可是随即在《如意》中,这一形象被彻底打破。原来,真实的丽丽并不是我们想象中的样子。她可以更轻松地面对一切,并且,她的愧疚也并不是那样多、那样深刻。

前者,是一种“合理”的“假”,而后者,是一种“难于理解”的“真”。

在两者的并置中,我们得以看到创作的局限与现实的复杂性。

我们总是期待从生活中提炼出一种通向真理的路径,并用创作将其合理化,但实际上,真实的生活从来都是难以捉摸的。

就像姥姥昨天还谈笑风生,今天已不省人事。

就像饭桌上的刘陆用“磕头的动作”为一场争吵提供了想象中的和解,而一旁的丽丽只是在兀自玩着手机。

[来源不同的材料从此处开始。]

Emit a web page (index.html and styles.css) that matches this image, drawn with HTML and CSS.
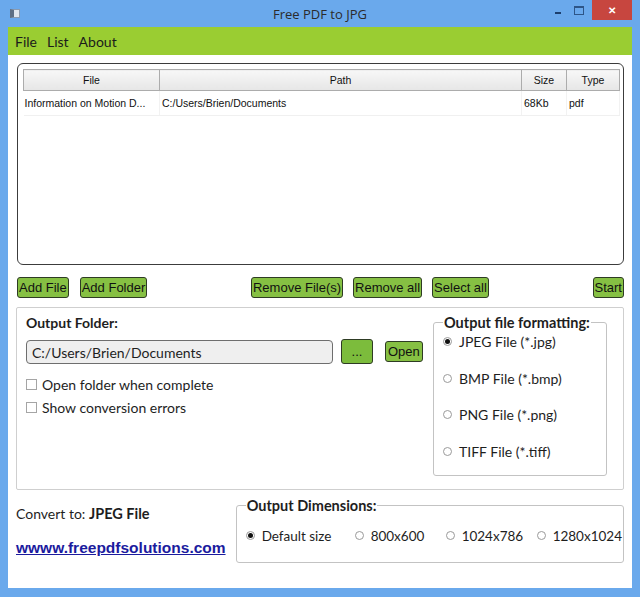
FILE: index.html
```html
<!DOCTYPE html>
<html lang="en">
<head>
    <meta charset="UTF-8">
    <title>Free PDF to JPG</title>
    <link rel="stylesheet" href="styles.css">
</head>
<body>

<div class="window">
    <div class="titlebar">
        <span class="app-icon"></span>
        <span class="title">Free PDF to JPG</span>
        <div class="controls">
            <span class="ctl-min"></span>
            <span class="ctl-max"></span>
            <span class="ctl-close">&#10005;</span>
        </div>
    </div>

    <div class="client">
        <div class="menubar">
            <span>File</span>
            <span>List</span>
            <span>About</span>
        </div>

        <div class="content">
            <div class="filelist">
                <table>
                    <thead>
                        <tr>
                            <th class="col-file">File</th>
                            <th class="col-path">Path</th>
                            <th class="col-size">Size</th>
                            <th class="col-type">Type</th>
                        </tr>
                    </thead>
                    <tbody>
                        <tr>
                            <td>Information on Motion D...</td>
                            <td>C:/Users/Brien/Documents</td>
                            <td>68Kb</td>
                            <td>pdf</td>
                        </tr>
                    </tbody>
                </table>
            </div>

            <div class="actions">
                <button class="btn">Add File</button>
                <button class="btn">Add Folder</button>
                <button class="btn push">Remove File(s)</button>
                <button class="btn">Remove all</button>
                <button class="btn">Select all</button>
                <button class="btn push">Start</button>
            </div>

            <div class="output-panel">
                <div class="folder-col">
                    <div class="label-bold">Output Folder:</div>
                    <div class="folder-row">
                        <div class="folder-input">C:/Users/Brien/Documents</div>
                        <button class="btn btn-dots">...</button>
                        <button class="btn btn-open">Open</button>
                    </div>
                    <label class="check"><span class="box"></span>Open folder when complete</label>
                    <label class="check"><span class="box"></span>Show conversion errors</label>
                </div>

                <fieldset class="format-box">
                    <legend>Output file formatting:</legend>
                    <label class="radio"><span class="dot on"></span>JPEG File (*.jpg)</label>
                    <label class="radio"><span class="dot"></span>BMP File (*.bmp)</label>
                    <label class="radio"><span class="dot"></span>PNG File (*.png)</label>
                    <label class="radio"><span class="dot"></span>TIFF File (*.tiff)</label>
                </fieldset>
            </div>

            <div class="footer">
                <div class="convert-col">
                    <div class="convert">Convert to: <b>JPEG File</b></div>
                    <a class="site-link" href="#">wwww.freepdfsolutions.com</a>
                </div>
                <fieldset class="dims-box">
                    <legend>Output Dimensions:</legend>
                    <label class="radio"><span class="dot on"></span>Default size</label>
                    <label class="radio"><span class="dot"></span>800x600</label>
                    <label class="radio"><span class="dot"></span>1024x786</label>
                    <label class="radio"><span class="dot"></span>1280x1024</label>
                </fieldset>
            </div>
        </div>
    </div>
</div>

</body>
</html>
```

FILE: styles.css
```css
body {
    margin: 0;
    font-family: Lato, "Open Sans", sans-serif;
    color: #1e1e1e;
}
.window {
    width: 640px;
    height: 597px;
    background-color: #6aa9ec;
    display: flex;
    flex-direction: column;
}
.titlebar {
    height: 27px;
    display: grid;
    grid-template-columns: 1fr auto 1fr;
    align-items: center;
}
.app-icon {
    width: 10px;
    height: 9px;
    margin-left: 10px;
    background: #dfe6ee;
    border: 1px solid #8a9bb0;
    box-sizing: border-box;
    border-left: 4px solid #5d6f85;
}
.title {
    font-family: "Open Sans", sans-serif;
    font-size: 13px;
    color: #2b2b2b;
}
.controls {
    justify-self: end;
    align-self: start;
    display: flex;
    align-items: flex-start;
    margin-right: 8px;
}
.ctl-min {
    width: 6px;
    height: 2px;
    background: #1c3f6e;
    margin-top: 12px;
    margin-right: 13px;
}
.ctl-max {
    width: 8px;
    height: 6px;
    border: 1px solid #2d5587;
    border-top-width: 2px;
    margin-top: 6px;
    margin-right: 8px;
}
.ctl-close {
    width: 40px;
    height: 20px;
    background: #c7463f;
    color: #fff;
    font-size: 10px;
    font-weight: bold;
    display: flex;
    align-items: center;
    justify-content: center;
}
.client {
    flex: 1;
    margin: 0 8px 9px 8px;
    background: #fff;
    display: flex;
    flex-direction: column;
}
.menubar {
    height: 28px;
    background-color: #9acd32;
    display: flex;
    align-items: center;
    gap: 10px;
    padding-left: 7px;
    font-size: 14px;
    color: #1b1b1b;
}
.content {
    padding: 8px 8px 0 9px;
}

/* lista de arquivos */
.filelist {
    height: 202px;
    box-sizing: border-box;
    border: 1px solid #3c3c3c;
    border-radius: 6px;
    padding: 5px 4px 0 5px;
}
.filelist table {
    width: 597px;
    border-collapse: collapse;
    font-family: "Liberation Sans", sans-serif;
    font-size: 10.5px;
    color: #111;
}
.filelist th {
    height: 20px;
    padding: 0;
    font-weight: normal;
    text-align: center;
    background: linear-gradient(#f7f7f7, #e6e6e6);
    border: 1px solid #acacac;
}
.col-file { width: 135px; }
.col-size { width: 44px; }
.col-type { width: 52px; }
.filelist td {
    height: 24px;
    padding: 0 0 0 2px;
    border-right: 1px solid #f2f2f2;
    border-bottom: 1px solid #f0f0f0;
}
.filelist td:first-child { padding-left: 1px; }

/* botoes */
.actions {
    display: flex;
    gap: 10px;
    margin-top: 12px;
}
.actions .push {
    margin-left: auto;
}
.btn {
    height: 21px;
    padding: 0 1px;
    font-family: "Liberation Sans", sans-serif;
    font-size: 13px;
    color: #111;
    background-color: #86c043;
    border: 1px solid #2e3b24;
    border-radius: 3px;
}
.actions .btn:nth-child(2) { margin-left: 1px; }

/* painel de saida */
.output-panel {
    margin-top: 9px;
    margin-left: -1px;
    height: 183px;
    box-sizing: border-box;
    border: 1px solid #cfcfcf;
    border-radius: 2px;
    display: flex;
    justify-content: space-between;
    padding: 0 16px 0 9px;
}
.folder-col {
    padding-top: 6px;
}
.label-bold {
    font-weight: bold;
    font-size: 14px;
}
.folder-row {
    display: flex;
    align-items: center;
    margin-top: 8px;
    margin-bottom: 9px;
}
.folder-input {
    width: 307px;
    height: 24px;
    box-sizing: border-box;
    background: #efefef;
    border: 1px solid #6e6e6e;
    border-radius: 4px;
    font-size: 14px;
    line-height: 23px;
    padding-left: 5px;
}
.btn-dots {
    width: 32px;
    height: 25px;
    margin-left: 8px;
    background-color: #7cbc3c;
}
.btn-open {
    margin-left: 12px;
    padding: 0 2px;
}
.check {
    display: flex;
    align-items: center;
    font-size: 14px;
    height: 23px;
}
.box {
    width: 11px;
    height: 11px;
    box-sizing: border-box;
    border: 1px solid #a5a5a5;
    margin-right: 5px;
}
fieldset {
    margin: 0;
    border: 1px solid #c3c3c3;
    border-radius: 3px;
}
legend {
    font-weight: bold;
    font-size: 14.5px;
    padding: 0 1px;
}
.format-box {
    margin-top: 6px;
    width: 174px;
    height: 162px;
    box-sizing: border-box;
    padding: 0 0 0 9px;
    display: flex;
    flex-direction: column;
}
.radio {
    display: flex;
    align-items: center;
    font-size: 14px;
    flex-shrink: 0;
}
.format-box .radio {
    height: 36.5px;
}
.format-box .radio:first-of-type {
    height: 20px;
    margin-bottom: 9px;
}
.dot {
    width: 9px;
    height: 9px;
    box-sizing: border-box;
    border: 1px solid #9a9a9a;
    border-radius: 50%;
    margin-right: 7px;
    position: relative;
    background: #fff;
    flex-shrink: 0;
}
.dot.on::after {
    content: "";
    position: absolute;
    left: 1px;
    top: 1px;
    width: 5px;
    height: 5px;
    border-radius: 50%;
    background: #111;
}

/* rodape */
.footer {
    display: flex;
    margin-top: 7px;
}
.convert-col {
    width: 220px;
    margin-left: -1px;
}
.convert {
    font-size: 14px;
    margin-top: 8px;
}
.convert b { font-size: 14.5px; }
.site-link {
    display: block;
    margin-top: 17px;
    font-family: "Liberation Sans", sans-serif;
    font-weight: bold;
    font-size: 15.5px;
    color: #1b1b9e;
}
.dims-box {
    width: 389px;
    height: 66px;
    box-sizing: border-box;
    padding: 0 0 5px 9px;
    display: flex;
    align-items: center;
}
.dims-box .radio { font-size: 13.5px; }
.dims-box .radio:nth-of-type(1) { width: 109px; }
.dims-box .radio:nth-of-type(2) { width: 91px; }
.dims-box .radio:nth-of-type(3) { width: 91px; }
```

就像刘陆忍不住质问丽丽:“我还是不能理解,你为什么十年都不回家?”

这个问题等来的,也只能是沉默。

因为创作可以提供合理的设想和简单的答案,但生活却不能。

于是沉默成了最后的答案,因为只有“不说”,才能容下生活的“千言万语”。

最后,让我们回到那位观众的问题:一个商业片导演,拍这么残酷的现实,这合理吗?

而大鹏拍这部电影,就是要告诉我们:“合理”很多时候只是人类的妄想。

也只有明白这点,你才能抱着即兴的生活态度去接纳生活的给予。

罗伊·施耐德说:电影有三类,写好的,拍好的,剪好的。

很显然,生活比这难多了。

真实的生活潜在创作之下的一个更为混沌、随机的现实里,并不总令人满意,却也偶尔给人惊喜。